The Cascadia bioregion is defined by the watersheds of the Fraser, Snake and Columbia River, and encompasses all or portions of Washington, Oregon, Idaho, California, Nevada, Wyoming, Montana, Alaska, British Columbia, and Alberta. It stretches from Cape Mendocino in the south, to Mt. St. Alias in the North, and as far east as the Yellowstone Caldera.

The delineation of a bioregion is defined through watersheds and ecoregions, with the belief that political boundaries should match ecological and cultural boundaries, and that culture stems from place. Current Cascadian bioregionalists use this framework as an argument for independence, autonomy and what they feel better represents the communities and area as an alternative to capitalism and the nation state.

Cascadian Bioregional Flag 

The Cascadian Bioregional Flag, also known as the Doug Flag, or simply the Cascadia Flag, is a commonly accepted symbol for the Cascadia movement. It was designed in 1994 by Portland native Alexander Baretich. It is intended to be a direct representation of the bioregion, with green for the forests, blue for the waters, and white for the snow-capped mountains, with a Douglas Fir tree to symbolize the resilience of the region. Writing about the flag's symbolism Baretich said:

Regional identity
The idea of Cascadia as an economic cross-border region has been embraced by a wide diversity of civic leaders and organizations. The "Main Street Cascadia" transportation corridor concept was formed by former mayor of Seattle Paul Schell during 1991 and 1992. Schell later defended his cross-border efforts during the 1999 American Planning Association convention, saying "that Cascadia represents better than states, countries and cities the cultural and geographical realities of the corridor from Eugene to Vancouver, B.C." Schell also formed the Cascadia Mayors Council, bringing together mayors from cities along the corridor from Whistler, British Columbia, to Medford, Oregon. The last meeting was held in May 2004. Other cross-border groups were set up in the 1990s, such as the Cascadia Economic Council and the Cascadia Corridor Commission.

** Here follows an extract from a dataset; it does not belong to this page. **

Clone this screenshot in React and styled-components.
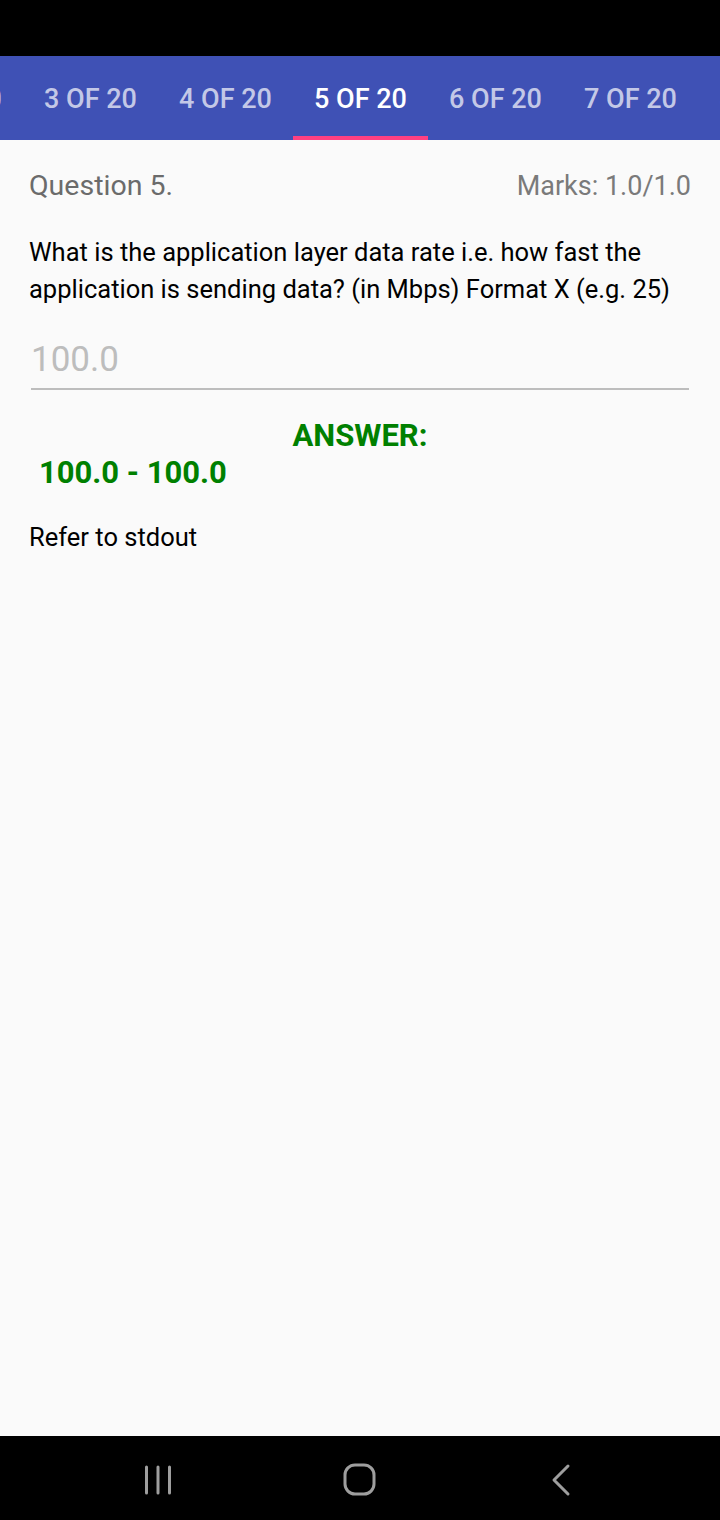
import React from 'react';
import styled, { createGlobalStyle } from 'styled-components';

const GlobalStyle = createGlobalStyle`
	html, body {
		margin: 0;
		padding: 0;
		background: #000;
	}
	body {
		font-family: Roboto, 'Noto Sans', sans-serif;
	}
`;

const tabs = ['2 OF 20', '3 OF 20', '4 OF 20', '5 OF 20', '6 OF 20', '7 OF 20', '8 OF 20'];
const ACTIVE = 3;

const App = () => {
	return (
		<S_SCREEN>
			<GlobalStyle />
			<S_STATUS />
			<S_TABBAR>
				<S_TABTRACK>
					{tabs.map((t, i) => (
						<S_TAB key={t} $active={i === ACTIVE}>
							{t}
						</S_TAB>
					))}
				</S_TABTRACK>
			</S_TABBAR>
			<S_BODY>
				<S_HEADER>
					<S_QTITLE>Question 5.</S_QTITLE>
					<S_MARKS>Marks: 1.0/1.0</S_MARKS>
				</S_HEADER>
				<S_QUESTION>
					What is the application layer data rate i.e. how fast the application is sending
					data? (in Mbps) Format X (e.g. 25)
				</S_QUESTION>
				<S_FIELD>
					<S_INPUT readOnly value="100.0" />
				</S_FIELD>
				<S_ANSWER_LABEL>ANSWER:</S_ANSWER_LABEL>
				<S_ANSWER>100.0 - 100.0</S_ANSWER>
				<S_NOTE>Refer to stdout</S_NOTE>
			</S_BODY>
			<S_NAVBAR>
				<S_NAVBTN>
					<svg width="30" height="30" viewBox="0 0 30 30">
						<g stroke="#9e9e9e" strokeWidth="3" strokeLinecap="round">
							<line x1="2.5" y1="2" x2="2.5" y2="28" />
							<line x1="14" y1="2" x2="14" y2="28" />
							<line x1="25.5" y1="2" x2="25.5" y2="28" />
						</g>
					</svg>
				</S_NAVBTN>
				<S_NAVBTN>
					<svg width="34" height="34" viewBox="0 0 34 34">
						<rect x="2" y="2" width="29" height="29" rx="10" fill="none" stroke="#9e9e9e" strokeWidth="3" />
					</svg>
				</S_NAVBTN>
				<S_NAVBTN>
					<svg width="30" height="34" viewBox="0 0 30 34">
						<polyline
							points="22,3 8,17 22,31"
							fill="none"
							stroke="#9e9e9e"
							strokeWidth="3"
							strokeLinecap="round"
							strokeLinejoin="round"
						/>
					</svg>
				</S_NAVBTN>
			</S_NAVBAR>
		</S_SCREEN>
	);
};

const S_SCREEN = styled.div`
	width: 720px;
	height: 1520px;
	display: flex;
	flex-direction: column;
	background: #fafafa;
	overflow: hidden;
`;

const S_STATUS = styled.div`
	height: 56px;
	background: #000;
	flex-shrink: 0;
`;

const S_TABBAR = styled.div`
	height: 84px;
	background: #3f51b5;
	overflow: hidden;
	flex-shrink: 0;
`;

const S_TABTRACK = styled.div`
	display: flex;
	height: 100%;
	margin-left: -112px;
`;

const S_TAB = styled.div`
	flex: 0 0 135px;
	display: flex;
	align-items: center;
	justify-content: center;
	font-size: 27px;
	font-weight: 500;
	color: ${(p) => (p.$active ? '#ffffff' : 'rgba(255, 255, 255, 0.7)')};
	box-sizing: border-box;
	padding-top: ${(p) => (p.$active ? '6px' : '2px')};
	border-bottom: ${(p) => (p.$active ? '4px solid #ff4081' : 'none')};
	white-space: nowrap;
`;

const S_BODY = styled.div`
	flex: 1;
	padding: 26px 29px 0 29px;
	background: #fafafa;
`;

const S_HEADER = styled.div`
	display: flex;
	justify-content: space-between;
	align-items: baseline;
	line-height: 40px;
`;

const S_QTITLE = styled.div`
	font-size: 28.5px;
	color: #6b6b6b;
`;

const S_MARKS = styled.div`
	font-size: 27px;
	color: #7a7a7a;
`;

const S_QUESTION = styled.div`
	margin-top: 28px;
	font-size: 25.5px;
	line-height: 37px;
	color: #000;
`;

const S_FIELD = styled.div`
	margin: 30px 2px 0 2px;
	border-bottom: 2px solid #bdbdbd;
`;

const S_INPUT = styled.input`
	display: block;
	width: 100%;
	box-sizing: border-box;
	border: none;
	background: transparent;
	outline: none;
	padding: 0 0 8px 0;
	height: 50px;
	font-family: Roboto, sans-serif;
	font-size: 35px;
	color: #bdbdbd;
`;

const S_ANSWER_LABEL = styled.div`
	margin-top: 27px;
	text-align: center;
	font-size: 31px;
	line-height: 37px;
	font-weight: 700;
	color: #008000;
`;

const S_ANSWER = styled.div`
	margin-left: 10px;
	font-size: 31px;
	line-height: 37px;
	font-weight: 700;
	color: #008000;
`;

const S_NOTE = styled.div`
	margin-top: 29px;
	font-size: 25.5px;
	line-height: 34px;
	color: #000;
`;

const S_NAVBAR = styled.div`
	height: 84px;
	flex-shrink: 0;
	background: #000;
	display: grid;
	grid-template-columns: 1fr 1fr 1fr;
	padding: 0 58px;
`;

const S_NAVBTN = styled.div`
	display: flex;
	align-items: center;
	justify-content: center;
	padding-top: 4px;
`;

export default App;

The region is served by several cooperative organizations and interstate or international agencies, especially since 2008 with the signing of the Pacific Coast Collaborative which places new emphasis on bio-regionally coordinated policies on the environmental, forestry and fishery management, emergency preparedness and critical infrastructure, regional high-speed rail and road transportation as well as tourism.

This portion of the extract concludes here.